Data provided:
------------------------------------------------------------
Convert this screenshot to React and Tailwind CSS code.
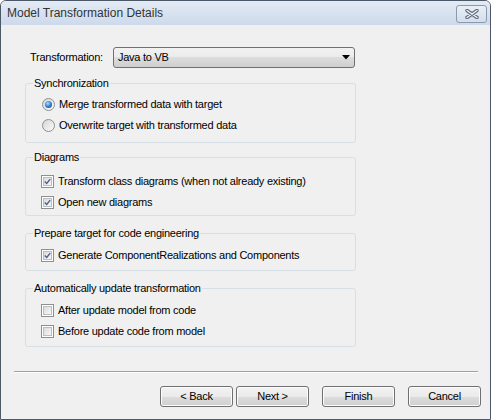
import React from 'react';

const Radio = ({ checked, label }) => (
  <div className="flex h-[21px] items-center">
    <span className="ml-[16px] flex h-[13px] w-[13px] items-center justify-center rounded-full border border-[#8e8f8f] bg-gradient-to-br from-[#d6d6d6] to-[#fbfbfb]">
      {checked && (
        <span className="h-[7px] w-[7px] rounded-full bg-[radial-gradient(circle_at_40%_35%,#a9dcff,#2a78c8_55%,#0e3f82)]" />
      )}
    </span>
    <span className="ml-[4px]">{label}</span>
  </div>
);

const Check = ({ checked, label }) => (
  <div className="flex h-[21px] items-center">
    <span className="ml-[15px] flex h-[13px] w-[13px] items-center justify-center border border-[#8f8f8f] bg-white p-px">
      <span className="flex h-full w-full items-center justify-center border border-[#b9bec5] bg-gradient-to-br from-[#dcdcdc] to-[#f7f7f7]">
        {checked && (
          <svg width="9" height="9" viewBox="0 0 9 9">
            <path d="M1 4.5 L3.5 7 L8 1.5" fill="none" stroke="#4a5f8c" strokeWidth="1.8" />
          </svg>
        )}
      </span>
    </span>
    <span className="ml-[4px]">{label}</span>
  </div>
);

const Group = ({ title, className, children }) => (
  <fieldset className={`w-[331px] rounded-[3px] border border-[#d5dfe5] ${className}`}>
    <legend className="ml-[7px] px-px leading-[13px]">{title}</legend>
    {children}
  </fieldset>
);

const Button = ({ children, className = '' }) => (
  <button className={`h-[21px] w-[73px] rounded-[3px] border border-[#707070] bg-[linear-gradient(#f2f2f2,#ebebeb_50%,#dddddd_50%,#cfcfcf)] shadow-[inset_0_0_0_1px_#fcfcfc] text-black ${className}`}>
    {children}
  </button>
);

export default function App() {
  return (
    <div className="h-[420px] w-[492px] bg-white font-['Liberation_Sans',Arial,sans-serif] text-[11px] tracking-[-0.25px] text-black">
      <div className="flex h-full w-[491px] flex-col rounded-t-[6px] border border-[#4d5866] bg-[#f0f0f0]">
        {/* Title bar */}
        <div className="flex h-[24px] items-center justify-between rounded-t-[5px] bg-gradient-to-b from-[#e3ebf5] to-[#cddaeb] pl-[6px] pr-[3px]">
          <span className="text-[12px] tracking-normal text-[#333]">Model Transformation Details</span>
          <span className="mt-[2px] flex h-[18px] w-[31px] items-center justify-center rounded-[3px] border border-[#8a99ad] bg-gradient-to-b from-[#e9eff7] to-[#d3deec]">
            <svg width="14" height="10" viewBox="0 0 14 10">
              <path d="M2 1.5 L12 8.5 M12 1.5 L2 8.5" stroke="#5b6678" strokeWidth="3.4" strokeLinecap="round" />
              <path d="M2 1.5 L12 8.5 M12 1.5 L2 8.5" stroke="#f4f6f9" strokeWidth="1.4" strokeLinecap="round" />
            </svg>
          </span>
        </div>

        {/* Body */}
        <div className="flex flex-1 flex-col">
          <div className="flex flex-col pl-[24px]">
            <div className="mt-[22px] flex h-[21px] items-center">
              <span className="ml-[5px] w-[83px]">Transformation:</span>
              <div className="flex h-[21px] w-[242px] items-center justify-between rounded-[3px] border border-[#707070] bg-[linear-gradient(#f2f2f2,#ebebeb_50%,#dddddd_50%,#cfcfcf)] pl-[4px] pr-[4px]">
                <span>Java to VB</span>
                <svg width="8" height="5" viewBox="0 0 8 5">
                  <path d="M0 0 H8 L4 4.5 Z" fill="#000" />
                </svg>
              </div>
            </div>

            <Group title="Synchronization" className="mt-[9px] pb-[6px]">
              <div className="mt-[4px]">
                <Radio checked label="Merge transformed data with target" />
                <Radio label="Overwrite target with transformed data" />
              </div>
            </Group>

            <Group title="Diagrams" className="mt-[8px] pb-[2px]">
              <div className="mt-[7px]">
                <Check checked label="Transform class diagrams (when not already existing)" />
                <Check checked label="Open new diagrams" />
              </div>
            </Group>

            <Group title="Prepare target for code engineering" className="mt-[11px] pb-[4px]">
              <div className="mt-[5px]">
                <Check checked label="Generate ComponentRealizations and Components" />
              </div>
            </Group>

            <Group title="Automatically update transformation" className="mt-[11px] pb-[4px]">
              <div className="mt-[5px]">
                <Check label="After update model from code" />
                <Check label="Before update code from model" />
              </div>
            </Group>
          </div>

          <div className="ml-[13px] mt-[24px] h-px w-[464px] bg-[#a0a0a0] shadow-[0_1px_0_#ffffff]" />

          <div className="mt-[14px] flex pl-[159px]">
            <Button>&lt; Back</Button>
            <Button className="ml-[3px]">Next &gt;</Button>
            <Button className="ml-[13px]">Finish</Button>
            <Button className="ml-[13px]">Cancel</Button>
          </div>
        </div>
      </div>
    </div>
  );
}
------------------------------------------------------------
Set problem: Copy out the listing exactly as it stands, but not the pictures.

Result of the exercise:
Convert this screenshot to React and Tailwind CSS code.
import React from 'react';

const Radio = ({ checked, label }) => (
  <div className="flex h-[21px] items-center">
    <span className="ml-[16px] flex h-[13px] w-[13px] items-center justify-center rounded-full border border-[#8e8f8f] bg-gradient-to-br from-[#d6d6d6] to-[#fbfbfb]">
      {checked && (
        <span className="h-[7px] w-[7px] rounded-full bg-[radial-gradient(circle_at_40%_35%,#a9dcff,#2a78c8_55%,#0e3f82)]" />
      )}
    </span>
    <span className="ml-[4px]">{label}</span>
  </div>
);

const Check = ({ checked, label }) => (
  <div className="flex h-[21px] items-center">
    <span className="ml-[15px] flex h-[13px] w-[13px] items-center justify-center border border-[#8f8f8f] bg-white p-px">
      <span className="flex h-full w-full items-center justify-center border border-[#b9bec5] bg-gradient-to-br from-[#dcdcdc] to-[#f7f7f7]">
        {checked && (
          <svg width="9" height="9" viewBox="0 0 9 9">
            <path d="M1 4.5 L3.5 7 L8 1.5" fill="none" stroke="#4a5f8c" strokeWidth="1.8" />
          </svg>
        )}
      </span>
    </span>
    <span className="ml-[4px]">{label}</span>
  </div>
);

const Group = ({ title, className, children }) => (
  <fieldset className={`w-[331px] rounded-[3px] border border-[#d5dfe5] ${className}`}>
    <legend className="ml-[7px] px-px leading-[13px]">{title}</legend>
    {children}
  </fieldset>
);

const Button = ({ children, className = '' }) => (
  <button className={`h-[21px] w-[73px] rounded-[3px] border border-[#707070] bg-[linear-gradient(#f2f2f2,#ebebeb_50%,#dddddd_50%,#cfcfcf)] shadow-[inset_0_0_0_1px_#fcfcfc] text-black ${className}`}>
    {children}
  </button>
);

export default function App() {
  return (
    <div className="h-[420px] w-[492px] bg-white font-['Liberation_Sans',Arial,sans-serif] text-[11px] tracking-[-0.25px] text-black">
      <div className="flex h-full w-[491px] flex-col rounded-t-[6px] border border-[#4d5866] bg-[#f0f0f0]">
        {/* Title bar */}
        <div className="flex h-[24px] items-center justify-between rounded-t-[5px] bg-gradient-to-b from-[#e3ebf5] to-[#cddaeb] pl-[6px] pr-[3px]">
          <span className="text-[12px] tracking-normal text-[#333]">Model Transformation Details</span>
          <span className="mt-[2px] flex h-[18px] w-[31px] items-center justify-center rounded-[3px] border border-[#8a99ad] bg-gradient-to-b from-[#e9eff7] to-[#d3deec]">
            <svg width="14" height="10" viewBox="0 0 14 10">
              <path d="M2 1.5 L12 8.5 M12 1.5 L2 8.5" stroke="#5b6678" strokeWidth="3.4" strokeLinecap="round" />
              <path d="M2 1.5 L12 8.5 M12 1.5 L2 8.5" stroke="#f4f6f9" strokeWidth="1.4" strokeLinecap="round" />
            </svg>
          </span>
        </div>

        {/* Body */}
        <div className="flex flex-1 flex-col">
          <div className="flex flex-col pl-[24px]">
            <div className="mt-[22px] flex h-[21px] items-center">
              <span className="ml-[5px] w-[83px]">Transformation:</span>
              <div className="flex h-[21px] w-[242px] items-center justify-between rounded-[3px] border border-[#707070] bg-[linear-gradient(#f2f2f2,#ebebeb_50%,#dddddd_50%,#cfcfcf)] pl-[4px] pr-[4px]">
                <span>Java to VB</span>
                <svg width="8" height="5" viewBox="0 0 8 5">
                  <path d="M0 0 H8 L4 4.5 Z" fill="#000" />
                </svg>
              </div>
            </div>

            <Group title="Synchronization" className="mt-[9px] pb-[6px]">
              <div className="mt-[4px]">
                <Radio checked label="Merge transformed data with target" />
                <Radio label="Overwrite target with transformed data" />
              </div>
            </Group>

            <Group title="Diagrams" className="mt-[8px] pb-[2px]">
              <div className="mt-[7px]">
                <Check checked label="Transform class diagrams (when not already existing)" />
                <Check checked label="Open new diagrams" />
              </div>
            </Group>

            <Group title="Prepare target for code engineering" className="mt-[11px] pb-[4px]">
              <div className="mt-[5px]">
                <Check checked label="Generate ComponentRealizations and Components" />
              </div>
            </Group>

            <Group title="Automatically update transformation" className="mt-[11px] pb-[4px]">
              <div className="mt-[5px]">
                <Check label="After update model from code" />
                <Check label="Before update code from model" />
              </div>
            </Group>
          </div>

          <div className="ml-[13px] mt-[24px] h-px w-[464px] bg-[#a0a0a0] shadow-[0_1px_0_#ffffff]" />

          <div className="mt-[14px] flex pl-[159px]">
            <Button>&lt; Back</Button>
            <Button className="ml-[3px]">Next &gt;</Button>
            <Button className="ml-[13px]">Finish</Button>
            <Button className="ml-[13px]">Cancel</Button>
          </div>
        </div>
      </div>
    </div>
  );
}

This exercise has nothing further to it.